What Are Mental Health Disorders?
What are mental health disorders? These are also commonly referred to as mental illnesses or mental psychiatric diseases, and they are medical conditions which cause a problem with the normal thought processes, emotions, mood stability, social interactions, and even normal functioning on a daily basis. Mental health disorders affect a large percentage of the population, and these conditions can cover a wide range of symptoms and behavior. The cause of mental health disorders can be a variety of factors, and these can include the genes, neurobiological causes, the environment, emotional factors, stress, and others. Roughly half of the people who experience these conditions will show symptoms before the age of fourteen years old.

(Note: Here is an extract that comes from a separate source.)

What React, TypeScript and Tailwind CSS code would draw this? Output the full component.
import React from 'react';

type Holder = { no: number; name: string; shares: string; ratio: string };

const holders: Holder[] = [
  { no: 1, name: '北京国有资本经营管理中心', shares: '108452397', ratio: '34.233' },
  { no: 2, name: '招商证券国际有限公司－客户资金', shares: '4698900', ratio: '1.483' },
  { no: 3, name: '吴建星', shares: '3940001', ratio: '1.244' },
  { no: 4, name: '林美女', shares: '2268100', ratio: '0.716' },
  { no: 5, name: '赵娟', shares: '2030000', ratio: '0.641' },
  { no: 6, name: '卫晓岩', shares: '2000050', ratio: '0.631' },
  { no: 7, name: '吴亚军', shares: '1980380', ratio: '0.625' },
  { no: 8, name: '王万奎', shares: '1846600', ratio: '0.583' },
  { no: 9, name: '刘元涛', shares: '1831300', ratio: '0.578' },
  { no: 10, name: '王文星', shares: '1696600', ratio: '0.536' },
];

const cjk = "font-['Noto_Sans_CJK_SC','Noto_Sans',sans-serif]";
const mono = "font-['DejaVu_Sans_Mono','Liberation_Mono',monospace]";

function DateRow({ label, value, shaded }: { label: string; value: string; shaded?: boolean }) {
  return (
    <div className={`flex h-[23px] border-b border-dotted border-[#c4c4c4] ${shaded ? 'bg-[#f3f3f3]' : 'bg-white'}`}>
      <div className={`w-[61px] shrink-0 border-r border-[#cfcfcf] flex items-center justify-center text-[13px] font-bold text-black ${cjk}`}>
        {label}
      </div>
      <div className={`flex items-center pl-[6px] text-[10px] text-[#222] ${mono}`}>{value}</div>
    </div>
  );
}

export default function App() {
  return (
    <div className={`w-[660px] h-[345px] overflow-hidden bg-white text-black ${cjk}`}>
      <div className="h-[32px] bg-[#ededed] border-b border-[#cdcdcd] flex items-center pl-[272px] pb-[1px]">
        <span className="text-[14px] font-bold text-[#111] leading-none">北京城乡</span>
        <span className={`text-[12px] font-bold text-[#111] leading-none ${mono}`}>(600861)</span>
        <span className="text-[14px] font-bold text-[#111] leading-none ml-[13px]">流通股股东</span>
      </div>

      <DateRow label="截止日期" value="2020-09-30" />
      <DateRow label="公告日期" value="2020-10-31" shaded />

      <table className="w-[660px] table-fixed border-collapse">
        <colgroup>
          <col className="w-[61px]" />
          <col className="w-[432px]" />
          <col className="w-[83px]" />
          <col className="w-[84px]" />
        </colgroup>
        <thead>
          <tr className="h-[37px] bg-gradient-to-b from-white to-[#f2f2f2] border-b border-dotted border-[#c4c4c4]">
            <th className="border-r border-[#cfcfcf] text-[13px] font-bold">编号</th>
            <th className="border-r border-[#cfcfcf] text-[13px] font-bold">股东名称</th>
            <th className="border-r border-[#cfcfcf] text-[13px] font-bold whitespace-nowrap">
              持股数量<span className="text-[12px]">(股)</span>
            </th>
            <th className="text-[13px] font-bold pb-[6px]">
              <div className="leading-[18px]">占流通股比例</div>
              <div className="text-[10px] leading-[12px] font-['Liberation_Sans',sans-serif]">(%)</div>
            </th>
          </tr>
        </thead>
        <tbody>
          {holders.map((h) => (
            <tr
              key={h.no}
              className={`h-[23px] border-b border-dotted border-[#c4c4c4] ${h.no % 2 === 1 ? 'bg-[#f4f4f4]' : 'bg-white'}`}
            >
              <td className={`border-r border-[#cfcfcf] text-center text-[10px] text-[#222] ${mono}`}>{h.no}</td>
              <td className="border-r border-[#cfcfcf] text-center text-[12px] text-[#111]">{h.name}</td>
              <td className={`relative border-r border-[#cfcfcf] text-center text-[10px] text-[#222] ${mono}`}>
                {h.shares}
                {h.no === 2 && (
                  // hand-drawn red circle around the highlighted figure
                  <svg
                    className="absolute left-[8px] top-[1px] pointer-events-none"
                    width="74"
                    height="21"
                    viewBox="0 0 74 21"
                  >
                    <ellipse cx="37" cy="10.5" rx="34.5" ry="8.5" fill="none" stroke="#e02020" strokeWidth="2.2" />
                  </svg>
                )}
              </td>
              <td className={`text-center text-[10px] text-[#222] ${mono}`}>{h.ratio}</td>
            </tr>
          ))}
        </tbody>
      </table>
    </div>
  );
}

Many individuals who suffer from mental health disorders do not seek treatment for their symptoms, in part because of the stigma attached with this type of illness. Mental health disorders are as real as physical diseases, but they may be harder to treat because some of the symptoms are not obvious to medical professionals or may indicate a number of illnesses without being specific. The rate of substance abuse among individuals who suffer from mental health disorders is much higher than what is seen in the general population, in part because the individual often self medicates with alcohol and street drugs. Jails and prisons across the country are full of individuals who have mental illnesses and have been caught up by the strict drug laws and the widespread closing of hospitals for these conditions over the last two decades.

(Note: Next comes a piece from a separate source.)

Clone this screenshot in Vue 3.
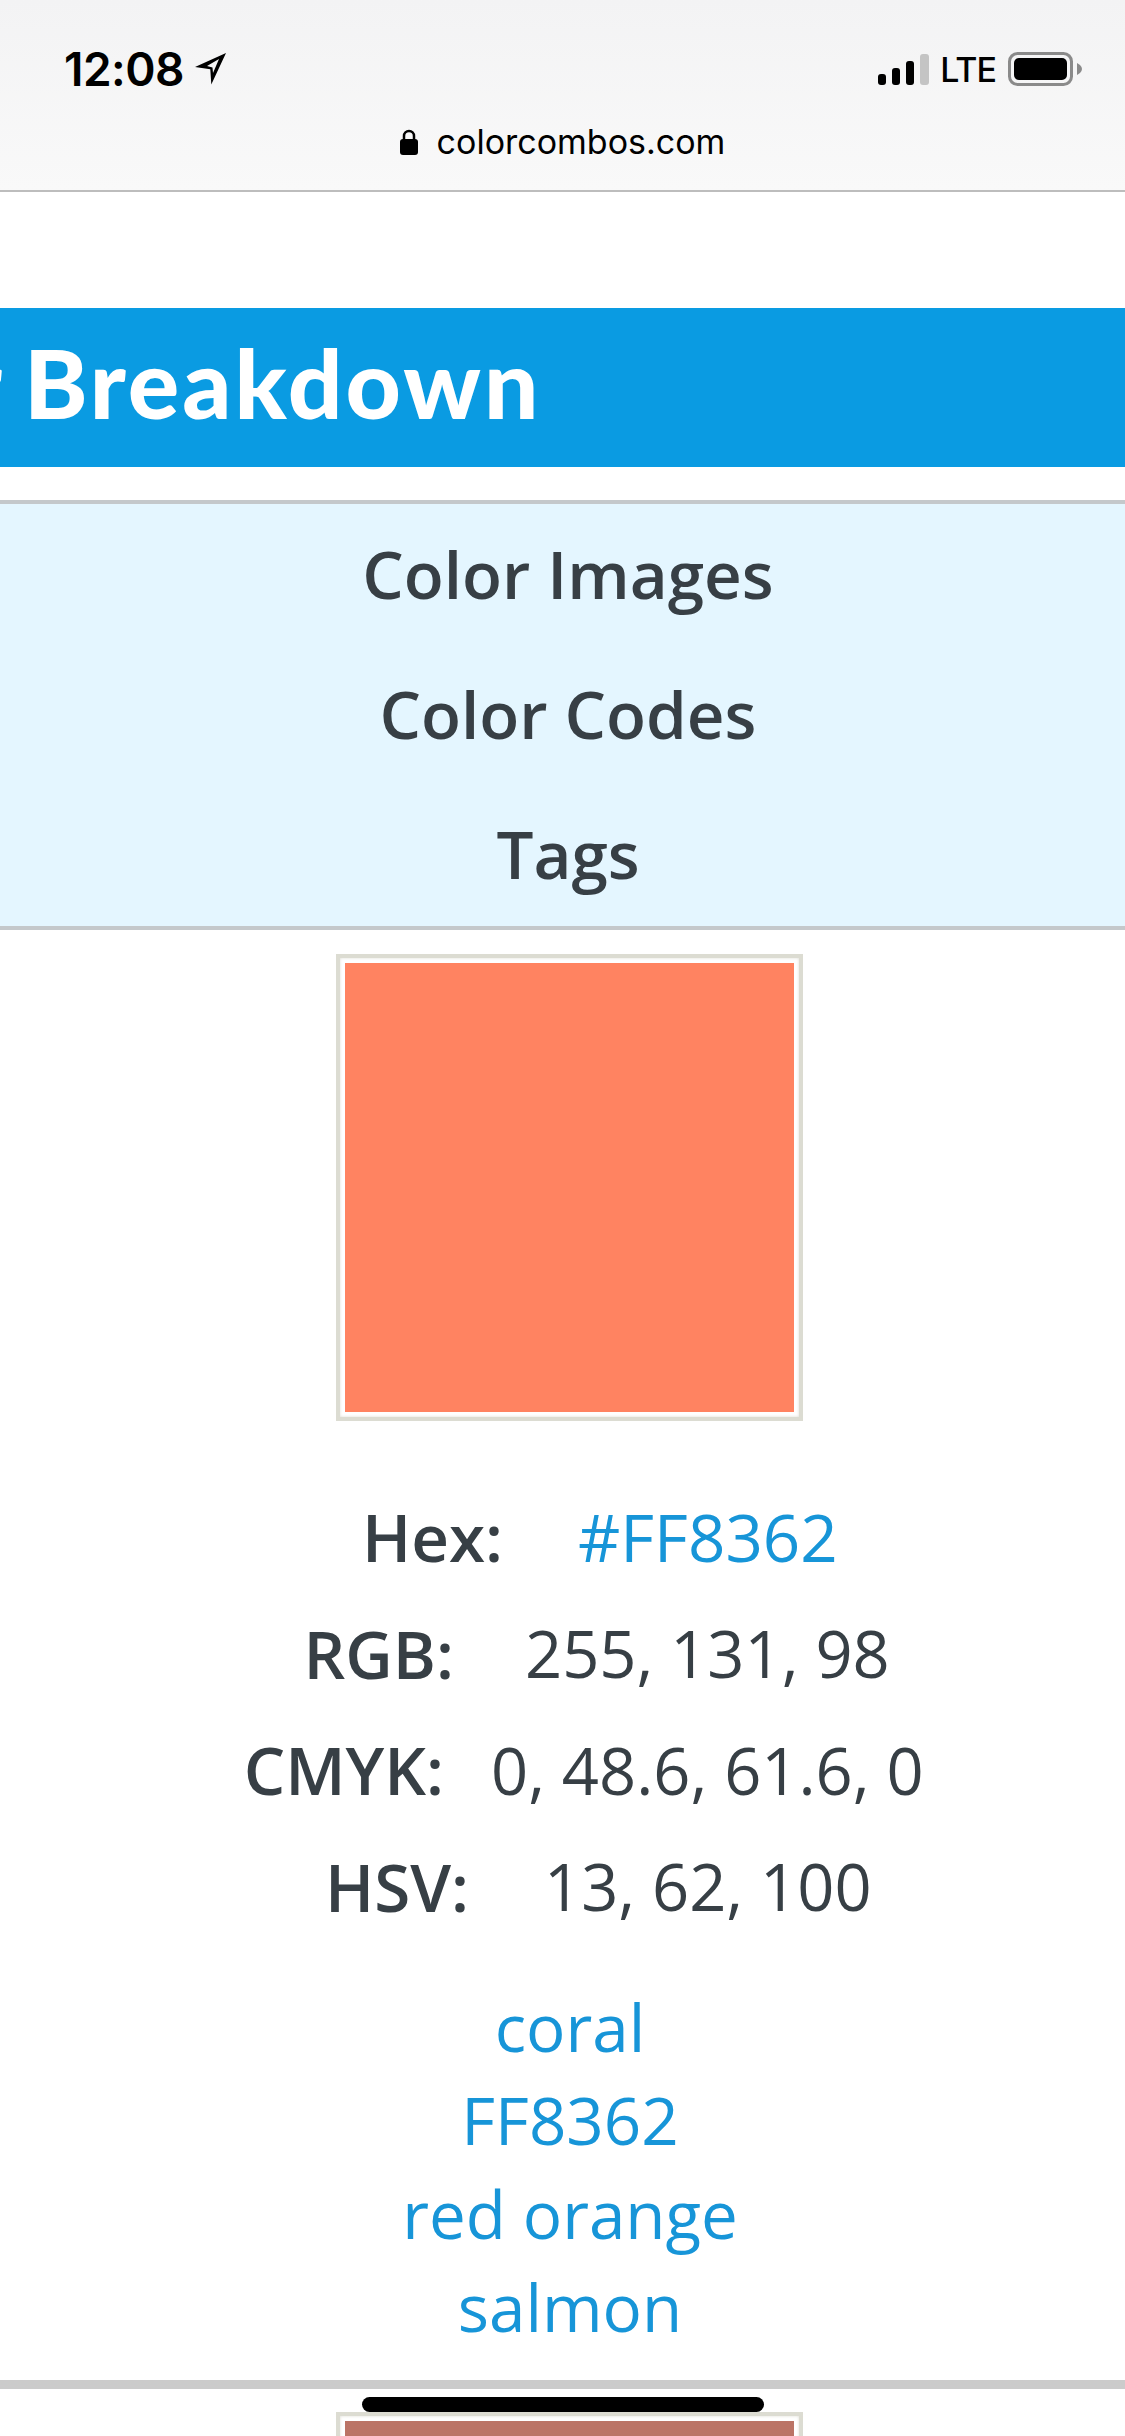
<template>
  <div class="page">
    <header class="browser-bar">
      <div class="status">
        <div class="status-left">
          <span class="time">12:08</span>
          <svg class="arrow" viewBox="0 0 31 32" width="31" height="32">
            <path d="M31 0 L0 14 L15.300 16.300 L16.300 31.500 Z M24 6 L12 13 L17.500 14.500 L18 20 Z" fill="#000" fill-rule="evenodd" />
          </svg>
        </div>
        <div class="status-right">
          <svg class="signal" viewBox="0 0 51 31" width="51" height="31">
            <rect x="0" y="20" width="8" height="11" rx="3" fill="#000" />
            <rect x="14" y="14" width="8" height="17" rx="3" fill="#000" />
            <rect x="28" y="7" width="8" height="24" rx="3" fill="#000" />
            <rect x="42" y="0" width="9" height="31" rx="3" fill="#c4c4c4" />
          </svg>
          <span class="lte">LTE</span>
          <svg class="battery" viewBox="0 0 74 34" width="74" height="34">
            <rect x="1.500" y="1.500" width="62" height="31" rx="8" fill="none" stroke="#8a8a8a" stroke-width="3" />
            <rect x="6" y="6" width="53" height="22" rx="5" fill="#000" />
            <path d="M69 11 L72 13 Q74 15 74 17 Q74 19 72 21 L69 23 Z" fill="#8a8a8a" />
          </svg>
        </div>
      </div>
      <div class="address">
        <svg class="lock" viewBox="0 0 18 26" width="18" height="26">
          <path d="M4 11 V7 a5 5 0 0 1 10 0 V11" fill="none" stroke="#000" stroke-width="2.500" />
          <rect x="0" y="10" width="18" height="16" rx="3" fill="#000" />
        </svg>
        <span>colorcombos.com</span>
      </div>
    </header>

    <div class="title-bar">
      <h1><span class="cut">Color</span>Breakdown</h1>
    </div>

    <nav class="jump-links">
      <a v-for="item in jumpLinks" :key="item">{{ item }}</a>
    </nav>

    <section class="color-block">
      <div class="swatch-frame"><div class="swatch coral"></div></div>

      <div class="codes">
        <div v-for="row in codes" :key="row.label" class="code-row">
          <span class="code-label" :style="{ width: row.labelEnd + 'px' }">{{ row.label }}</span>
          <a v-if="row.link" class="code-value link" :style="{ marginLeft: row.gap + 'px' }">{{ row.value }}</a>
          <span v-else class="code-value" :style="{ marginLeft: row.gap + 'px' }">{{ row.value }}</span>
        </div>
      </div>

      <div class="tags">
        <a v-for="tag in tags" :key="tag">{{ tag }}</a>
      </div>
    </section>

    <section class="color-block next">
      <div class="swatch-frame"><div class="swatch brick"></div></div>
    </section>

    <div class="home-bar"></div>
  </div>
</template>

<script setup>
const jumpLinks = ['Color Images', 'Color Codes', 'Tags']

const codes = [
  { label: 'Hex:', value: '#FF8362', link: true, labelEnd: 503, gap: 75 },
  { label: 'RGB:', value: '255, 131, 98', labelEnd: 454, gap: 71 },
  { label: 'CMYK:', value: '0, 48.6, 61.6, 0', labelEnd: 444, gap: 47 },
  { label: 'HSV:', value: '13, 62, 100', labelEnd: 469, gap: 75 }
]

const tags = ['coral', 'FF8362', 'red orange', 'salmon']
</script>

<style>
html, body { margin: 0; background: #fff; }
</style>

<style scoped>
.page {
  position: relative;
  width: 1125px;
  height: 2436px;
  overflow: hidden;
  background: #fff;
  font-family: "Open Sans", "Liberation Sans", sans-serif;
  color: #373f45;
}

.browser-bar {
  box-sizing: border-box;
  height: 192px;
  padding-top: 50px;
  background: linear-gradient(#f3f3f4, #f9f9f9);
  border-bottom: 2px solid #bdbdbd;
  font-family: Inter, "Liberation Sans", sans-serif;
  color: #000;
}
.status {
  display: flex;
  justify-content: space-between;
  align-items: center;
  height: 38px;
  padding: 0 43px 0 64px;
}
.status-left, .status-right { display: flex; align-items: center; }
.time { font-size: 46px; font-weight: 600; letter-spacing: -0.5px; }
.arrow { margin-left: 11px; }
.lte { margin-left: 11px; font-size: 34px; font-weight: 500; letter-spacing: -1px; }
.battery { margin-left: 12px; }

.address {
  display: flex;
  justify-content: center;
  align-items: center;
  gap: 19px;
  margin-top: 34px;
  font-size: 34px;
  line-height: 40px;
}

.title-bar {
  box-sizing: border-box;
  height: 159px;
  margin-top: 116px;
  padding-left: 24px;
  background: #0a9be2;
}
.title-bar h1 {
  position: relative;
  margin: 0;
  font-family: Lato, "Liberation Sans", sans-serif;
  font-size: 96px;
  font-weight: 900;
  letter-spacing: 3px;
  line-height: 148px;
  color: #fff;
}
.cut { position: absolute; right: 100%; margin-right: 19px; }

.jump-links {
  display: flex;
  flex-direction: column;
  align-items: center;
  box-sizing: border-box;
  height: 430px;
  margin-top: 33px;
  padding-left: 11px;
  background: #e4f6ff;
  border-top: 4px solid #c4c8cb;
  border-bottom: 4px solid #c4c8cb;
  font-size: 65.500px;
  font-weight: 600;
  line-height: 140px;
}

.color-block { display: flex; flex-direction: column; align-items: center; padding: 24px 0 0 13px; }
.swatch-frame {
  box-sizing: border-box;
  width: 467px;
  height: 467px;
  padding: 5px;
  background: #fff;
  border: 4px solid #dcdcd2;
  box-shadow: inset 0 0 3px #dcdcd2;
}
.swatch { width: 100%; height: 100%; box-shadow: 0 0 3px rgba(255, 255, 255, 0.9); }
.coral { background: #ff8361; }
.brick { background: #bb7466; }

.codes { align-self: flex-start; margin: 57px 0 0 -13px; }
.code-row { display: flex; height: 116.700px; align-items: center; font-size: 65px; }
.code-label { flex: none; text-align: right; font-weight: 600; font-size: 65.500px; }
.code-value { white-space: nowrap; }
.link { color: #1795d8; font-size: 65.500px; }

.tags {
  display: flex;
  flex-direction: column;
  align-items: center;
  align-self: stretch;
  box-sizing: border-box;
  height: 409px;
  margin: 35px 0 0 -13px;
  padding-left: 15px;
  border-bottom: 9px solid #cbcbcb;
  font-size: 65.500px;
  line-height: 93.500px;
  color: #1795d8;
}
.color-block.next { padding-top: 23px; }

.home-bar {
  position: absolute;
  left: 362px;
  top: 2397px;
  width: 402px;
  height: 15px;
  border-radius: 8px;
  background: #000;
}
</style>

Individuals who suffer from mental health disorders and substance abuse issues will receive a dual diagnosis. The substance abuse and addiction must be stopped so that effective medications can be given to control the mental health disorders. This requires a residential facility that is experienced in treating both mental illness and substance abuse. If these mental diseases are not treated they will continue to worsen over time, resulting in more severe symptom and frequently increased substance abuse as well. While the individual may think that the substance abuse helps it actually only makes the condition worse, and can lead to a deadly spiral.
Not all mental health disorders are severe enough to require hospitalization. Depression and other forms of mental illness may be mild, and while they can interfere with the quality of life and daily moods the mild forms of these disorders may not require a lengthy hospitalization to treat. When substance abuse is added and the individual has a dual diagnosis this complicates treatment, and a residential setting is usually required at least in the initial stages. Mental health disorders can successfully be treated and controlled, but adding alcohol and street drugs on top of a mental illness is a recipe for disaster.